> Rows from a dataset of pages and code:
* * *
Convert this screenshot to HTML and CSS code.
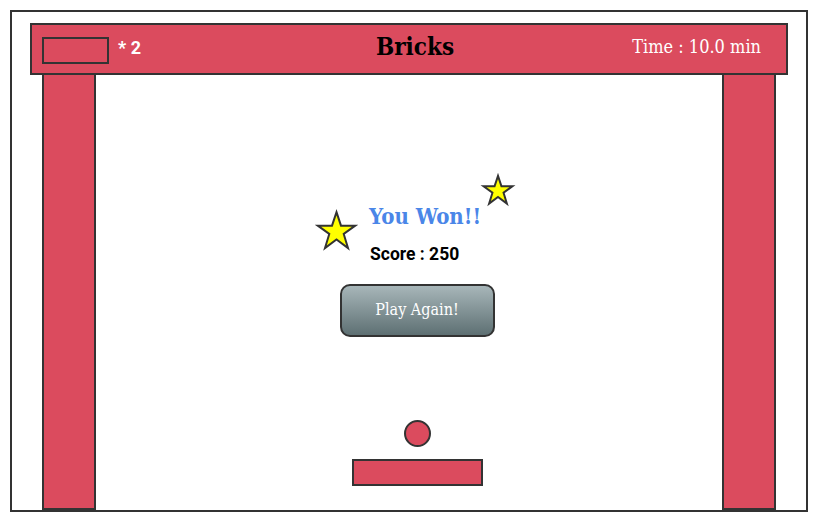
FILE: index.html
```html
<!DOCTYPE html>
<html lang="en">
<head>
<meta charset="utf-8">
<title>Bricks</title>
<link rel="stylesheet" href="styles.css">
</head>
<body>
<div class="frame">
  <header class="bar">
    <div class="lives">
      <span class="life-paddle"></span>
      <span class="lives-count">* 2</span>
    </div>
    <h1 class="title">Bricks</h1>
    <div class="time">Time : 10.0 min</div>
  </header>
  <div class="arena">
    <div class="pillar"></div>
    <main class="field">
      <div class="message">
        <svg class="star star-big" viewBox="0 0 100 100"><polygon points="50,3 61.5,37.5 98,37.5 68.5,59 79.5,95 50,73 20.5,95 31.5,59 2,37.5 38.5,37.5"/></svg>
        <svg class="star star-small" viewBox="0 0 100 100"><polygon points="50,3 61.5,37.5 98,37.5 68.5,59 79.5,95 50,73 20.5,95 31.5,59 2,37.5 38.5,37.5"/></svg>
        <h2 class="won">You Won!!</h2>
        <p class="score">Score : 250</p>
      </div>
      <button class="again">Play Again!</button>
      <div class="ball"></div>
      <div class="paddle"></div>
    </main>
    <div class="pillar"></div>
  </div>
</div>
</body>
</html>
```

FILE: styles.css
```css
body {
  margin: 0;
  background: #fff;
}

.frame {
  margin: 10px;
  width: 798px;
  height: 502px;
  box-sizing: border-box;
  border: 2px solid #333;
  display: flex;
  flex-direction: column;
}

.bar {
  margin: 11px 18px 0;
  height: 52px;
  flex: none;
  box-sizing: border-box;
  border: 2px solid #333;
  background: #db4b5e;
  display: grid;
  grid-template-columns: 1fr auto 1fr;
  align-items: center;
  padding: 0 25px 0 10px;
  position: relative;
  z-index: 1;
}

.lives {
  display: flex;
  align-items: center;
  gap: 9px;
}

.life-paddle {
  width: 67px;
  height: 27px;
  box-sizing: border-box;
  border: 2px solid #333;
  margin-top: 3px;
}

.lives-count {
  font-family: Roboto, "Liberation Sans", sans-serif;
  font-weight: 700;
  font-size: 18px;
  line-height: 22px;
  color: #fff;
  margin-top: -3px;
}

.title {
  margin: -5px 0 0 27px;
  font-family: "DejaVu Serif Condensed", "DejaVu Serif", serif;
  font-weight: 700;
  font-size: 24px;
  line-height: 28px;
  color: #000;
}

.time {
  justify-self: end;
  font-family: "DejaVu Serif Condensed", "DejaVu Serif", serif;
  font-size: 18px;
  line-height: 22px;
  color: #fff;
  margin-top: -5px;
}

.arena {
  flex: 1;
  display: flex;
  padding: 0 30px;
}

.pillar {
  width: 54px;
  flex: none;
  box-sizing: border-box;
  border: 2px solid #333;
  border-top: 0;
  background: #db4b5e;
}

.field {
  flex: 1;
  display: flex;
  flex-direction: column;
  align-items: center;
  padding: 0 0 24px 16px;
}

.message {
  align-self: flex-start;
  margin: 127px 0 0 257px;
  position: relative;
}

.star {
  position: absolute;
  overflow: visible;
}

.star polygon {
  fill: #ffff00;
  stroke: #333;
  stroke-width: 2;
  vector-effect: non-scaling-stroke;
  stroke-linejoin: miter;
}

.star-big {
  left: -52px;
  top: 9px;
  width: 39px;
  height: 39px;
}

.star-small {
  left: 114px;
  top: -27px;
  width: 30px;
  height: 30px;
}

.won {
  margin: 0;
  font-family: "DejaVu Serif Condensed", "DejaVu Serif", serif;
  font-weight: 700;
  font-size: 22px;
  line-height: 28px;
  color: #4a86e8;
  white-space: nowrap;
}

.score {
  margin: 13px 0 0 1px;
  font-family: Roboto, "Liberation Sans", sans-serif;
  font-weight: 700;
  font-size: 17.5px;
  line-height: 22px;
  color: #000;
  white-space: nowrap;
}

.again {
  margin-top: 19px;
  width: 155px;
  height: 53px;
  box-sizing: border-box;
  border: 2px solid #333;
  border-radius: 10px;
  background: linear-gradient(#a7b6b9, #5e7073);
  color: #fff;
  font-family: "DejaVu Serif Condensed", "DejaVu Serif", serif;
  font-size: 16px;
  padding: 0 0 3px;
}

.ball {
  margin-top: auto;
  width: 27px;
  height: 27px;
  box-sizing: border-box;
  border: 2px solid #333;
  border-radius: 50%;
  background: #db4b5e;
}

.paddle {
  margin-top: 12px;
  width: 131px;
  height: 27px;
  box-sizing: border-box;
  border: 2px solid #333;
  background: #db4b5e;
}
```
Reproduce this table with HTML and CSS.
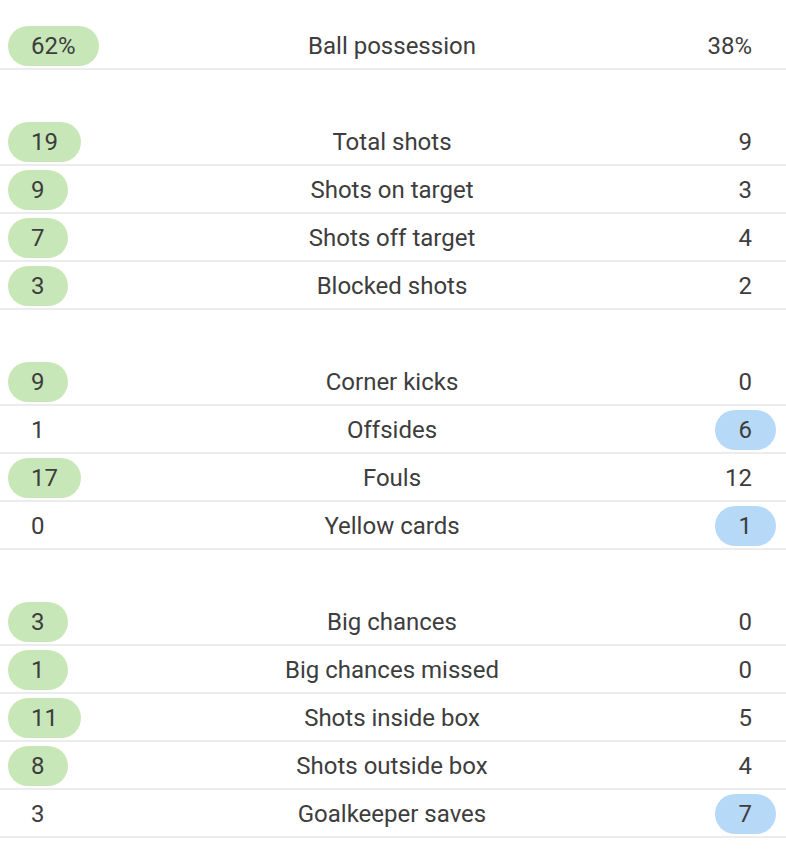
FILE: index.html
```html
<!DOCTYPE html>
<html>
<head>
<meta charset="utf-8">
<link rel="stylesheet" href="styles.css">
</head>
<body>
<div class="stats">
  <div class="group">
    <div class="row"><span class="val hl-home">62%</span><span class="label">Ball possession</span><span class="val away">38%</span></div>
  </div>
  <div class="group">
    <div class="row"><span class="val hl-home">19</span><span class="label">Total shots</span><span class="val away">9</span></div>
    <div class="row"><span class="val hl-home">9</span><span class="label">Shots on target</span><span class="val away">3</span></div>
    <div class="row"><span class="val hl-home">7</span><span class="label">Shots off target</span><span class="val away">4</span></div>
    <div class="row"><span class="val hl-home">3</span><span class="label">Blocked shots</span><span class="val away">2</span></div>
  </div>
  <div class="group">
    <div class="row"><span class="val hl-home">9</span><span class="label">Corner kicks</span><span class="val away">0</span></div>
    <div class="row"><span class="val">1</span><span class="label">Offsides</span><span class="val away hl-away">6</span></div>
    <div class="row"><span class="val hl-home">17</span><span class="label">Fouls</span><span class="val away">12</span></div>
    <div class="row"><span class="val">0</span><span class="label">Yellow cards</span><span class="val away hl-away">1</span></div>
  </div>
  <div class="group">
    <div class="row"><span class="val hl-home">3</span><span class="label">Big chances</span><span class="val away">0</span></div>
    <div class="row"><span class="val hl-home">1</span><span class="label">Big chances missed</span><span class="val away">0</span></div>
    <div class="row"><span class="val hl-home">11</span><span class="label">Shots inside box</span><span class="val away">5</span></div>
    <div class="row"><span class="val hl-home">8</span><span class="label">Shots outside box</span><span class="val away">4</span></div>
    <div class="row"><span class="val">3</span><span class="label">Goalkeeper saves</span><span class="val away hl-away">7</span></div>
  </div>
</div>
</body>
</html>
```
FILE: styles.css
```css
html, body {
  margin: 0;
  padding: 0;
  background: #ffffff;
}
body {
  font-family: Roboto, "Liberation Sans", sans-serif;
  color: #3d3d3d;
  font-size: 24px;
}
.stats {
  padding-top: 22px;
  display: flex;
  flex-direction: column;
  gap: 48px;
}
.group {
  display: flex;
  flex-direction: column;
}
.row {
  display: grid;
  grid-template-columns: 1fr auto 1fr;
  grid-template-rows: 40px;
  align-items: center;
  padding: 4px 10px 2px 8px;
  border-bottom: 2px solid #ececec;
}
.val {
  justify-self: start;
  height: 40px;
  line-height: 40px;
  box-sizing: border-box;
  padding: 0 23px;
  text-align: center;
  border-radius: 20px;
}
.val.away {
  justify-self: end;
  padding: 0 24px;
}
.label {
  text-align: center;
  white-space: nowrap;
  line-height: 40px;
}
.hl-home {
  background: #c8e7b9;
}
.hl-away {
  background: #b6d9f8;
}
```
* * *
Without the pictures, extract every entry verbatim.

> Finished task:
Convert this screenshot to HTML and CSS code.
FILE: index.html
```html
<!DOCTYPE html>
<html lang="en">
<head>
<meta charset="utf-8">
<title>Bricks</title>
<link rel="stylesheet" href="styles.css">
</head>
<body>
<div class="frame">
  <header class="bar">
    <div class="lives">
      <span class="life-paddle"></span>
      <span class="lives-count">* 2</span>
    </div>
    <h1 class="title">Bricks</h1>
    <div class="time">Time : 10.0 min</div>
  </header>
  <div class="arena">
    <div class="pillar"></div>
    <main class="field">
      <div class="message">
        <svg class="star star-big" viewBox="0 0 100 100"><polygon points="50,3 61.5,37.5 98,37.5 68.5,59 79.5,95 50,73 20.5,95 31.5,59 2,37.5 38.5,37.5"/></svg>
        <svg class="star star-small" viewBox="0 0 100 100"><polygon points="50,3 61.5,37.5 98,37.5 68.5,59 79.5,95 50,73 20.5,95 31.5,59 2,37.5 38.5,37.5"/></svg>
        <h2 class="won">You Won!!</h2>
        <p class="score">Score : 250</p>
      </div>
      <button class="again">Play Again!</button>
      <div class="ball"></div>
      <div class="paddle"></div>
    </main>
    <div class="pillar"></div>
  </div>
</div>
</body>
</html>
```

FILE: styles.css
```css
body {
  margin: 0;
  background: #fff;
}

.frame {
  margin: 10px;
  width: 798px;
  height: 502px;
  box-sizing: border-box;
  border: 2px solid #333;
  display: flex;
  flex-direction: column;
}

.bar {
  margin: 11px 18px 0;
  height: 52px;
  flex: none;
  box-sizing: border-box;
  border: 2px solid #333;
  background: #db4b5e;
  display: grid;
  grid-template-columns: 1fr auto 1fr;
  align-items: center;
  padding: 0 25px 0 10px;
  position: relative;
  z-index: 1;
}

.lives {
  display: flex;
  align-items: center;
  gap: 9px;
}

.life-paddle {
  width: 67px;
  height: 27px;
  box-sizing: border-box;
  border: 2px solid #333;
  margin-top: 3px;
}

.lives-count {
  font-family: Roboto, "Liberation Sans", sans-serif;
  font-weight: 700;
  font-size: 18px;
  line-height: 22px;
  color: #fff;
  margin-top: -3px;
}

.title {
  margin: -5px 0 0 27px;
  font-family: "DejaVu Serif Condensed", "DejaVu Serif", serif;
  font-weight: 700;
  font-size: 24px;
  line-height: 28px;
  color: #000;
}

.time {
  justify-self: end;
  font-family: "DejaVu Serif Condensed", "DejaVu Serif", serif;
  font-size: 18px;
  line-height: 22px;
  color: #fff;
  margin-top: -5px;
}

.arena {
  flex: 1;
  display: flex;
  padding: 0 30px;
}

.pillar {
  width: 54px;
  flex: none;
  box-sizing: border-box;
  border: 2px solid #333;
  border-top: 0;
  background: #db4b5e;
}

.field {
  flex: 1;
  display: flex;
  flex-direction: column;
  align-items: center;
  padding: 0 0 24px 16px;
}

.message {
  align-self: flex-start;
  margin: 127px 0 0 257px;
  position: relative;
}

.star {
  position: absolute;
  overflow: visible;
}

.star polygon {
  fill: #ffff00;
  stroke: #333;
  stroke-width: 2;
  vector-effect: non-scaling-stroke;
  stroke-linejoin: miter;
}

.star-big {
  left: -52px;
  top: 9px;
  width: 39px;
  height: 39px;
}

.star-small {
  left: 114px;
  top: -27px;
  width: 30px;
  height: 30px;
}

.won {
  margin: 0;
  font-family: "DejaVu Serif Condensed", "DejaVu Serif", serif;
  font-weight: 700;
  font-size: 22px;
  line-height: 28px;
  color: #4a86e8;
  white-space: nowrap;
}

.score {
  margin: 13px 0 0 1px;
  font-family: Roboto, "Liberation Sans", sans-serif;
  font-weight: 700;
  font-size: 17.5px;
  line-height: 22px;
  color: #000;
  white-space: nowrap;
}

.again {
  margin-top: 19px;
  width: 155px;
  height: 53px;
  box-sizing: border-box;
  border: 2px solid #333;
  border-radius: 10px;
  background: linear-gradient(#a7b6b9, #5e7073);
  color: #fff;
  font-family: "DejaVu Serif Condensed", "DejaVu Serif", serif;
  font-size: 16px;
  padding: 0 0 3px;
}

.ball {
  margin-top: auto;
  width: 27px;
  height: 27px;
  box-sizing: border-box;
  border: 2px solid #333;
  border-radius: 50%;
  background: #db4b5e;
}

.paddle {
  margin-top: 12px;
  width: 131px;
  height: 27px;
  box-sizing: border-box;
  border: 2px solid #333;
  background: #db4b5e;
}
```
Reproduce this table with HTML and CSS.
FILE: index.html
```html
<!DOCTYPE html>
<html>
<head>
<meta charset="utf-8">
<link rel="stylesheet" href="styles.css">
</head>
<body>
<div class="stats">
  <div class="group">
    <div class="row"><span class="val hl-home">62%</span><span class="label">Ball possession</span><span class="val away">38%</span></div>
  </div>
  <div class="group">
    <div class="row"><span class="val hl-home">19</span><span class="label">Total shots</span><span class="val away">9</span></div>
    <div class="row"><span class="val hl-home">9</span><span class="label">Shots on target</span><span class="val away">3</span></div>
    <div class="row"><span class="val hl-home">7</span><span class="label">Shots off target</span><span class="val away">4</span></div>
    <div class="row"><span class="val hl-home">3</span><span class="label">Blocked shots</span><span class="val away">2</span></div>
  </div>
  <div class="group">
    <div class="row"><span class="val hl-home">9</span><span class="label">Corner kicks</span><span class="val away">0</span></div>
    <div class="row"><span class="val">1</span><span class="label">Offsides</span><span class="val away hl-away">6</span></div>
    <div class="row"><span class="val hl-home">17</span><span class="label">Fouls</span><span class="val away">12</span></div>
    <div class="row"><span class="val">0</span><span class="label">Yellow cards</span><span class="val away hl-away">1</span></div>
  </div>
  <div class="group">
    <div class="row"><span class="val hl-home">3</span><span class="label">Big chances</span><span class="val away">0</span></div>
    <div class="row"><span class="val hl-home">1</span><span class="label">Big chances missed</span><span class="val away">0</span></div>
    <div class="row"><span class="val hl-home">11</span><span class="label">Shots inside box</span><span class="val away">5</span></div>
    <div class="row"><span class="val hl-home">8</span><span class="label">Shots outside box</span><span class="val away">4</span></div>
    <div class="row"><span class="val">3</span><span class="label">Goalkeeper saves</span><span class="val away hl-away">7</span></div>
  </div>
</div>
</body>
</html>
```
FILE: styles.css
```css
html, body {
  margin: 0;
  padding: 0;
  background: #ffffff;
}
body {
  font-family: Roboto, "Liberation Sans", sans-serif;
  color: #3d3d3d;
  font-size: 24px;
}
.stats {
  padding-top: 22px;
  display: flex;
  flex-direction: column;
  gap: 48px;
}
.group {
  display: flex;
  flex-direction: column;
}
.row {
  display: grid;
  grid-template-columns: 1fr auto 1fr;
  grid-template-rows: 40px;
  align-items: center;
  padding: 4px 10px 2px 8px;
  border-bottom: 2px solid #ececec;
}
.val {
  justify-self: start;
  height: 40px;
  line-height: 40px;
  box-sizing: border-box;
  padding: 0 23px;
  text-align: center;
  border-radius: 20px;
}
.val.away {
  justify-self: end;
  padding: 0 24px;
}
.label {
  text-align: center;
  white-space: nowrap;
  line-height: 40px;
}
.hl-home {
  background: #c8e7b9;
}
.hl-away {
  background: #b6d9f8;
}
```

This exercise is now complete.